#### Data lines ####

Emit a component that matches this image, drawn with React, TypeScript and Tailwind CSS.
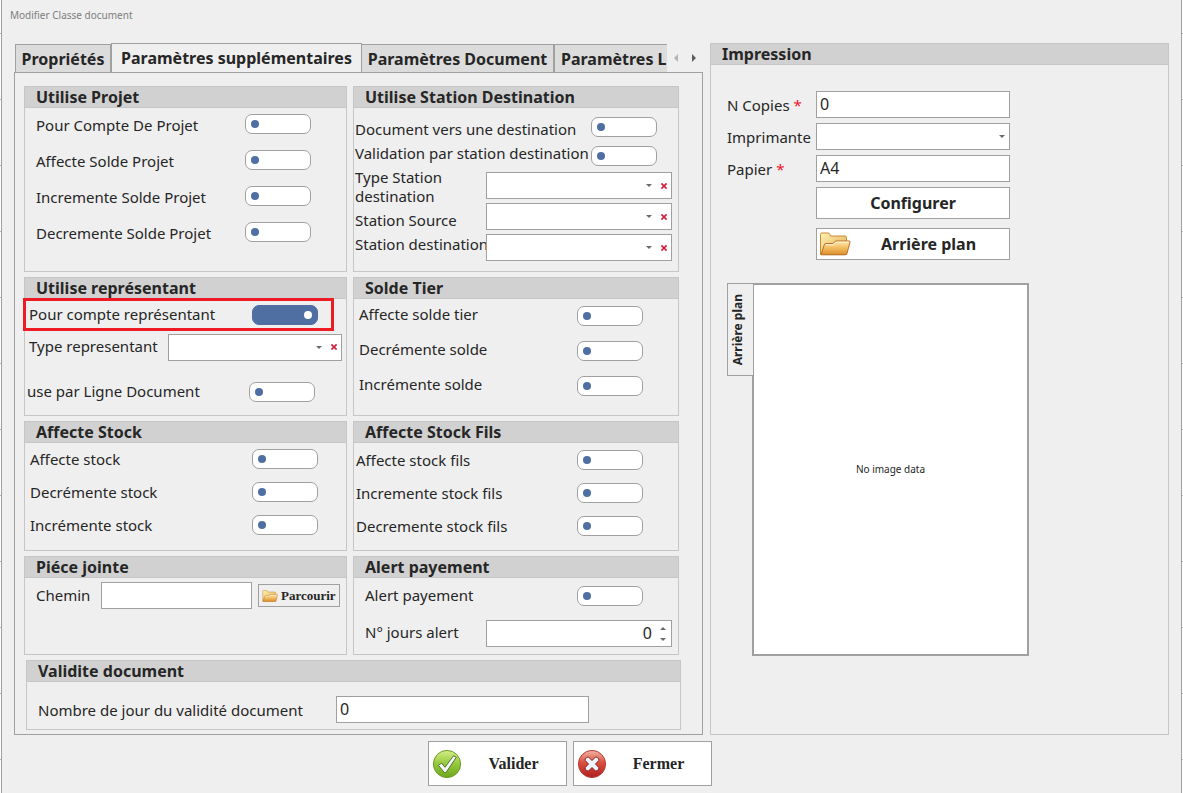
import React from "react";

const cx = (...parts: (string | undefined | false)[]) => parts.filter(Boolean).join(" ");

function Toggle({ id, on }: { id: string; on?: boolean }) {
  return (
    <input
      id={id}
      type="checkbox"
      role="switch"
      defaultChecked={on}
      className="flex h-5 w-[66px] shrink-0 appearance-none items-center rounded-[7px] border border-[#a0a0a0] bg-white px-[5px] before:block before:h-2 before:w-2 before:rounded-full before:bg-[#4f6fa3] checked:justify-end checked:border-[#4f6fa3] checked:bg-[#4f6fa3] checked:before:bg-white"
    />
  );
}

function Caret({ up }: { up?: boolean }) {
  return (
    <svg viewBox="0 0 6 3" className="block h-[3px] w-1.5 shrink-0" fill="#6a6a6a" aria-hidden="true">
      <path d={up ? "M0 3 3 0 6 3Z" : "M0 0H6L3 3Z"} />
    </svg>
  );
}

function Combo({ id, clearable = true, className }: { id: string; clearable?: boolean; className?: string }) {
  return (
    <div className={cx("flex h-[27px] items-center border border-[#a0a0a0] bg-white", className)}>
      <select id={id} defaultValue="" className="h-full min-w-0 flex-1 appearance-none bg-transparent px-1 outline-none">
        <option value=""></option>
      </select>
      <span className={clearable ? "mr-[9px]" : "mr-1"}>
        <Caret />
      </span>
      {clearable && (
        <button type="button" aria-label="Effacer" className="mr-1 block">
          <svg viewBox="0 0 6 6" className="block h-1.5 w-1.5" stroke="#d4213d" strokeWidth="1.7" aria-hidden="true">
            <path d="M.4.4 5.6 5.6M5.6.4.4 5.6" />
          </svg>
        </button>
      )}
    </div>
  );
}

function Group({ title, className, bodyClass, children }: { title: string; className?: string; bodyClass?: string; children: React.ReactNode }) {
  return (
    <section className={cx("relative flex flex-col border border-[#c6c6c6]", className)}>
      <h2 className="h-[21px] border-b border-[#c6c6c6] bg-[#d1d1d1] pl-[11px] text-base leading-5 font-bold">{title}</h2>
      <div className={bodyClass}>{children}</div>
    </section>
  );
}

function Row({ id, label, on, className, labelClass }: { id: string; label: string; on?: boolean; className: string; labelClass?: string }) {
  return (
    <div className={cx("flex items-center justify-between", className)}>
      <label htmlFor={id} className={cx("leading-5 whitespace-nowrap", labelClass)}>
        {label}
      </label>
      <Toggle id={id} on={on} />
    </div>
  );
}

function Folder({ className }: { className: string }) {
  return (
    <svg viewBox="0 0 32 24" className={className} aria-hidden="true">
      <defs>
        <linearGradient id="folder-back" x1="0" y1="0" x2="1" y2="1">
          <stop offset="0" stopColor="#fff3b4" />
          <stop offset="1" stopColor="#e0a64a" />
        </linearGradient>
        <linearGradient id="folder-front" x1="0" y1="0" x2="0" y2="1">
          <stop offset="0" stopColor="#fde9b0" />
          <stop offset=".5" stopColor="#f2bc62" />
          <stop offset="1" stopColor="#dd8f2c" />
        </linearGradient>
      </defs>
      <path d="M1.5 22.5V2.5Q1.5 1 3 1H9Q10.200 1 10.800 2.200L11.500 4H26Q27.500 4 27.500 5.500V22.500Z" fill="url(#folder-back)" stroke="#c98a35" />
      <path d="M2 22.800 5.200 13Q5.700 11.500 7.200 11.500H14L16.500 9H30.200Q31.300 9 31 10.200L28 21.300Q27.600 22.800 26 22.800Z" fill="url(#folder-front)" stroke="#b9702a" />
      <path d="M6.500 12.800H14.500L17 10.200H29.500" fill="none" stroke="#fff7d8" />
    </svg>
  );
}

function CheckIcon() {
  return (
    <svg viewBox="0 0 30 30" className="h-[30px] w-[30px] shrink-0" aria-hidden="true">
      <defs>
        <linearGradient id="ok" x1="0" y1="0" x2="0" y2="1">
          <stop offset="0" stopColor="#d4ee86" />
          <stop offset=".5" stopColor="#94c83c" />
          <stop offset="1" stopColor="#6fa51f" />
        </linearGradient>
      </defs>
      <circle cx="15" cy="15" r="13.600" fill="url(#ok)" stroke="#6c9b2a" />
      <path d="M6.500 16.500 9.500 14 13 18.300 21.500 6.800 24.300 8.300 14 23.500H12.300Z" fill="#f2f6fb" stroke="#54752a" strokeLinejoin="round" />
    </svg>
  );
}

function CloseIcon() {
  return (
    <svg viewBox="0 0 30 30" className="h-[30px] w-[30px] shrink-0" aria-hidden="true">
      <defs>
        <linearGradient id="ko" x1="0" y1="0" x2="0" y2="1">
          <stop offset="0" stopColor="#f0b6a4" />
          <stop offset=".45" stopColor="#d9503f" />
          <stop offset="1" stopColor="#b01f1c" />
        </linearGradient>
      </defs>
      <circle cx="15" cy="15" r="13.600" fill="url(#ko)" stroke="#b5403a" />
      <path
        d="M11.500 8 15 11.500 18.500 8 20 8.200 21.800 10 21.800 11.500 18.500 15 21.800 18.500 21.800 20 20 21.800 18.500 22 15 18.500 11.500 22 10 21.800 8.200 20 8.200 18.500 11.500 15 8.200 11.500 8.200 10 10 8.200Z"
        fill="#eef3fa"
        stroke="#8a1f1f"
        strokeLinejoin="round"
      />
    </svg>
  );
}

const fieldClass = "h-[27px] min-w-0 border border-[#a0a0a0] bg-white px-[3px] pb-px text-base leading-5 outline-none";
const tabClass = "h-[28px] shrink-0 border border-b-0 border-[#a0a0a0] bg-[#dcdcdc] text-base font-bold whitespace-nowrap";

function Edge() {
  return (
    <div className="flex w-px flex-col justify-around bg-white" aria-hidden="true">
      {Array.from({ length: 12 }, (_, i) => (
        <span key={i} className="h-px bg-[#b4b4b4]" />
      ))}
    </div>
  );
}

export default function App() {
  return (
    <div className="flex min-h-screen bg-white font-['Noto_Sans',sans-serif] text-[15px] text-[#262626]">
      <Edge />
      <main className="flex min-w-0 flex-1 flex-col border-x border-[#a0a0a0] bg-[#efefef] px-3">
        <h1 className="-ml-1 pt-[7px] text-[10px] leading-4 text-[#7d7d7d]">Modifier Classe document</h1>

        <div className="flex gap-[7px] pt-5">
          <div className="flex min-w-0 flex-[689] flex-col">
            <div role="tablist" className="flex items-end">
              <div className="flex min-w-0 flex-1 items-end overflow-hidden pl-px">
                <button type="button" role="tab" aria-selected="false" className={cx(tabClass, "w-24")}>Propriétés</button>
                <button type="button" role="tab" aria-selected="true" className="relative z-10 -mb-px h-[30px] w-[251px] shrink-0 border border-b-0 border-[#a0a0a0] bg-[#efefef] pb-px text-base font-bold whitespace-nowrap">
                  Paramètres supplémentaires
                </button>
                <button type="button" role="tab" aria-selected="false" className={cx(tabClass, "w-[192px] border-l-0")}>Paramètres Document</button>
                <button type="button" role="tab" aria-selected="false" className="h-[28px] min-w-0 flex-1 border border-r-0 border-b-0 border-[#a0a0a0] bg-[#dcdcdc] pl-1.5 text-left text-base font-bold whitespace-nowrap">Paramètres L</button>
              </div>
              <div className="flex h-[29px] w-9 shrink-0 items-center gap-3.5 pl-[7px]">
                <button type="button" aria-label="Onglets précédents">
                  <svg viewBox="0 0 4 8" className="block h-2 w-1" fill="#b4b4b4"><path d="M4 0V8L0 4Z" /></svg>
                </button>
                <button type="button" aria-label="Onglets suivants">
                  <svg viewBox="0 0 4 8" className="block h-2 w-1" fill="#5c5c5c"><path d="M0 0V8L4 4Z" /></svg>
                </button>
              </div>
            </div>

            <div className="grid flex-1 grid-cols-[minmax(0,323fr)_minmax(0,326fr)] content-start gap-x-1.5 gap-y-[5px] border border-[#a0a0a0] pt-[13px] pr-[23px] pb-1 pl-[9px]">
              <Group title="Utilise Projet" className="min-h-[186px]">
                {[
                  ["p1", "Pour Compte De Projet"],
                  ["p2", "Affecte Solde Projet"],
                  ["p3", "Incremente Solde Projet"],
                  ["p4", "Decremente Solde Projet"],
                ].map(([id, label]) => (
                  <Row key={id} id={id} label={label} className="h-9 pr-[35px] pb-1 pl-[11px]" labelClass="pt-0.5" />
                ))}
              </Group>

              <Group title="Utilise Station Destination" bodyClass="flex justify-between pr-1.5 pl-px">
                <div className="flex w-[131px] shrink-0 flex-col gap-[5px] pt-3 leading-[19px] whitespace-nowrap">
                  <label htmlFor="s1">Document vers une destination</label>
                  <label htmlFor="s2">Validation par station destination</label>
                  <label htmlFor="s3">Type Station<br />destination</label>
                  <label htmlFor="s4">Station Source</label>
                  <label htmlFor="s5">Station destination</label>
                </div>
                <div className="flex min-w-0 flex-1 flex-col gap-1 pt-[9px]">
                  <div className="flex flex-col items-end gap-[9px] pr-[15px] pb-0.5">
                    <Toggle id="s1" />
                    <Toggle id="s2" />
                  </div>
                  <Combo id="s3" />
                  <Combo id="s4" />
                  <Combo id="s5" />
                </div>
              </Group>

              <Group title="Utilise représentant" className="min-h-[139px]">
                <Row id="r1" label="Pour compte représentant" on className="h-8 pr-7 pl-1" labelClass="pb-0.5" />
                <div className="flex h-8 items-center justify-between pr-1 pl-1">
                  <label htmlFor="r2" className="pb-0.5 leading-5">Type representant</label>
                  <Combo id="r2" className="w-[174px]" />
                </div>
                <Row id="r3" label="use par Ligne Document" className="mt-[15px] h-7 pr-[31px] pl-0.5" labelClass="pb-0.5" />
                <div className="pointer-events-none absolute top-5 -left-0.5 h-[33px] w-[311px] border-3 border-[#ed1c24]" />
              </Group>

              <Group title="Solde Tier">
                {[
                  ["t1", "Affecte solde tier"],
                  ["t2", "Decrémente solde"],
                  ["t3", "Incrémente solde"],
                ].map(([id, label]) => (
                  <Row key={id} id={id} label={label} className="h-[35px] pr-[35px] pb-px pl-[5px]" labelClass="pb-1" />
                ))}
              </Group>

              <Group title="Affecte Stock" className="min-h-[130px]">
                {[
                  ["a1", "Affecte stock"],
                  ["a2", "Decrémente stock"],
                  ["a3", "Incrémente stock"],
                ].map(([id, label]) => (
                  <Row key={id} id={id} label={label} className="h-[33px] pr-7 pb-px pl-[5px]" />
                ))}
              </Group>

              <Group title="Affecte Stock Fils" bodyClass="pt-px">
                {[
                  ["f1", "Affecte stock fils"],
                  ["f2", "Incremente stock fils"],
                  ["f3", "Decremente stock fils"],
                ].map(([id, label]) => (
                  <Row key={id} id={id} label={label} className="h-[33px] pr-[35px] pb-px pl-0.5" />
                ))}
              </Group>

              <Group title="Piéce jointe" className="min-h-[99px]" bodyClass="flex items-center pt-1 pr-1.5 pl-[11px]">
                <label htmlFor="j1" className="w-[65px] shrink-0 pb-0.5 leading-5">Chemin</label>
                <input id="j1" type="text" className={cx(fieldClass, "flex-1")} />
                <button type="button" className="ml-1.5 flex h-[23px] w-[82px] items-center gap-[3px] border border-[#a0a0a0] pl-[3px] font-['Liberation_Serif',serif] text-[13px] leading-4 font-bold">
                  <Folder className="h-3 w-4 shrink-0" />
                  Parcourir
                </button>
              </Group>

              <Group title="Alert payement">
                <Row id="y1" label="Alert payement" className="h-9 pr-[35px] pl-[11px]" labelClass="pb-0.5" />
                <div className="flex items-center justify-between pt-1.5 pr-1.5 pl-[11px]">
                  <label htmlFor="y2" className="pb-1 leading-5 whitespace-nowrap">N° jours alert</label>
                  <div className="flex h-[27px] w-[186px] items-center border border-[#a0a0a0] bg-white pr-[5px]">
                    <input id="y2" type="text" inputMode="numeric" defaultValue="0" className="h-full min-w-0 flex-1 bg-transparent pr-2 pb-px text-right text-base outline-none" />
                    <span className="flex flex-col gap-2"><Caret up /><Caret /></span>
                  </div>
                </div>
              </Group>

              <Group title="Validite document" className="col-span-2 -mr-0.5 ml-0.5 min-h-[70px]" bodyClass="flex items-center pt-3.5 pl-[11px]">
                <label htmlFor="v1" className="w-[298px] shrink-0 leading-5">Nombre de jour du validité document</label>
                <input id="v1" type="text" defaultValue="0" className={cx(fieldClass, "w-[253px]")} />
              </Group>
            </div>
          </div>

          <Group title="Impression" className="min-w-0 flex-[457]" bodyClass="flex flex-col gap-[23px] pt-[26px] pl-4">
            <div className="grid grid-cols-[89px_194px] items-center gap-y-[5px]">
              <label htmlFor="i1" className="leading-5">N Copies <span className="text-[#f0142d]">*</span></label>
              <input id="i1" type="text" defaultValue="0" className={fieldClass} />
              <label htmlFor="i2" className="leading-5">Imprimante</label>
              <Combo id="i2" clearable={false} />
              <label htmlFor="i3" className="leading-5">Papier <span className="text-[#f0142d]">*</span></label>
              <input id="i3" type="text" defaultValue="A4" className={fieldClass} />
              <button type="button" className="col-start-2 h-8 border border-[#a0a0a0] bg-white text-base font-bold">Configurer</button>
              <button type="button" className="col-start-2 mt-1 flex h-8 items-center border border-[#a0a0a0] bg-white pr-[3px] pl-[2px] text-base font-bold">
                <Folder className="h-6 w-8 shrink-0" />
                <span className="flex-1">Arrière plan</span>
              </button>
            </div>
            <div className="flex items-start">
              <div role="tablist" className="relative z-10 -mr-px">
                <button type="button" role="tab" aria-selected="true" className="flex h-[93px] w-[26px] items-center justify-center border border-r-0 border-[#a0a0a0] bg-[#efefef] pr-1.5">
                  <span className="rotate-180 text-xs leading-5 font-bold whitespace-nowrap [writing-mode:vertical-rl]">Arrière plan</span>
                </button>
              </div>
              <div className="flex h-[373px] w-[277px] items-center justify-center border-2 border-[#a0a0a0] bg-white text-[10px]">No image data</div>
            </div>
          </Group>
        </div>

        <div className="flex justify-center gap-1.5 pt-1.5 pr-[44px] pb-[7px] font-['Liberation_Serif',serif] text-base font-bold">
          <button type="button" className="flex h-[45px] w-[139px] items-center border border-[#a0a0a0] bg-white pl-[3px]">
            <CheckIcon />
            <span className="flex-1">Valider</span>
          </button>
          <button type="button" className="flex h-[45px] w-[139px] items-center border border-[#a0a0a0] bg-white pl-[3px]">
            <CloseIcon />
            <span className="flex-1">Fermer</span>
          </button>
        </div>
      </main>
      <Edge />
    </div>
  );
}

####

■ **Work instructions**
The lines from the start of the data through the line that contains "const cx = (...parts: (string" are to be returned exactly, please, with both ends included and every picture left out.

■ **Written response**
Emit a component that matches this image, drawn with React, TypeScript and Tailwind CSS.
import React from "react";

const cx = (...parts: (string | undefined | false)[]) => parts.filter(Boolean).join(" ");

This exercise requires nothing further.